Também era costume não varrer a casa durante os três dias. A justificativa era de que o sofrimento do Senhor naquele período não permitia limpeza que proporcionasse qualquer feição de contentamento. A poeira e o pó eram o acúmulo dos males mundanos, da incoerência do homem sobre a terra, e cuja limpeza se daria como um renascimento do próprio Senhor para salvar o mundo.
O pai ou mãe logo emitiam severas ordens de obediência e respeito máximos aos dias sagrados. Ordenavam que os seus não ingerissem bebida alcoólica, não fumassem, não ouvissem música, não se mostrassem cheios de alegria e contentamento, não falassem palavrões nem namorassem.

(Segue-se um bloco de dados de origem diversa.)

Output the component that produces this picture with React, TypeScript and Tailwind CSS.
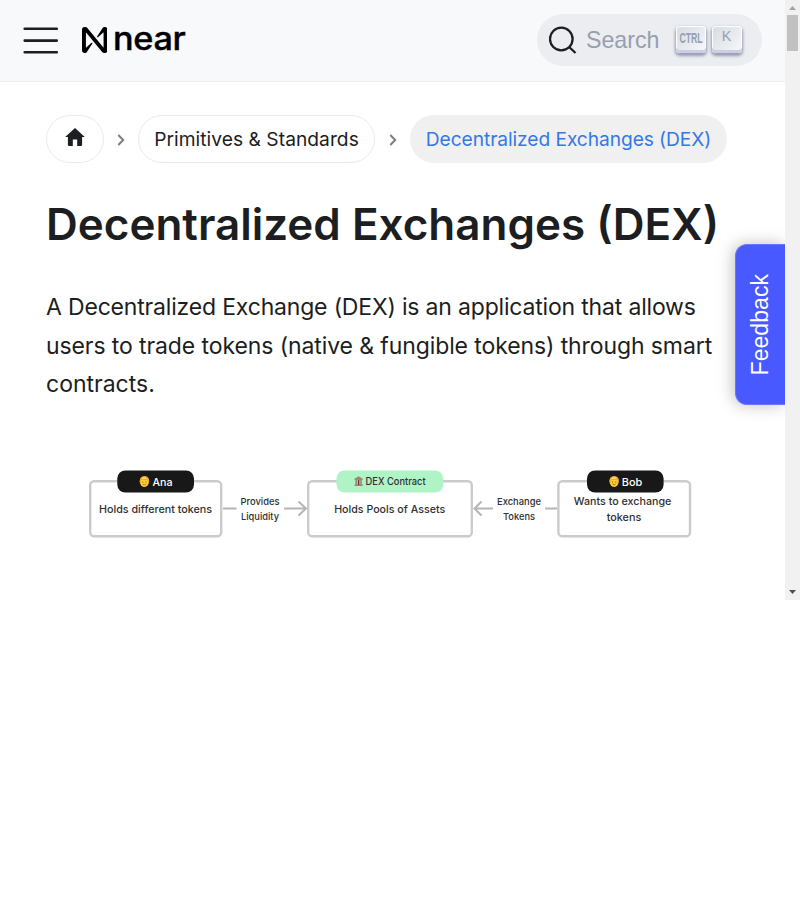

Não falavam em sexo, pois nome muito forte para ser pronunciado na ocasião, mas afirmavam que sequer imaginassem em corromper a carne com as ilusões mundanas.
Muitos jejuavam de modo tão severo que somente uma vez ao dia colocavam algum alimento à boca, mas sempre contendo coco. Peixe com coco, arroz de coco, feijão de coco, tudo contendo coco. Quem não jejuasse só podia comer alguma coisa que fosse feita com coco. Os espelhos eram devidamente encobertos com panos de luto para que ninguém se olhasse ou penteasse os cabelos. E quanto mais triste o semblante de cada um mais presente sua fé naqueles dias de dor e sofrimento.
No dia maior então a ritualística se redobrava. Grande parte do dia as mulheres, principalmente velhas beatas, se mantinham fechadas e ajoelhadas em seus quartos, com terços e rosários à mão, orando incessantemente. Após o anoitecer seguiam até a igreja onde permaneciam em sentinela até o amanhecer. E os cantos, as ladainhas, as rezas fúnebres, entoavam numa lamúria tão dolorosa como bela. Tudo na força de um povo, sua fé e tradição.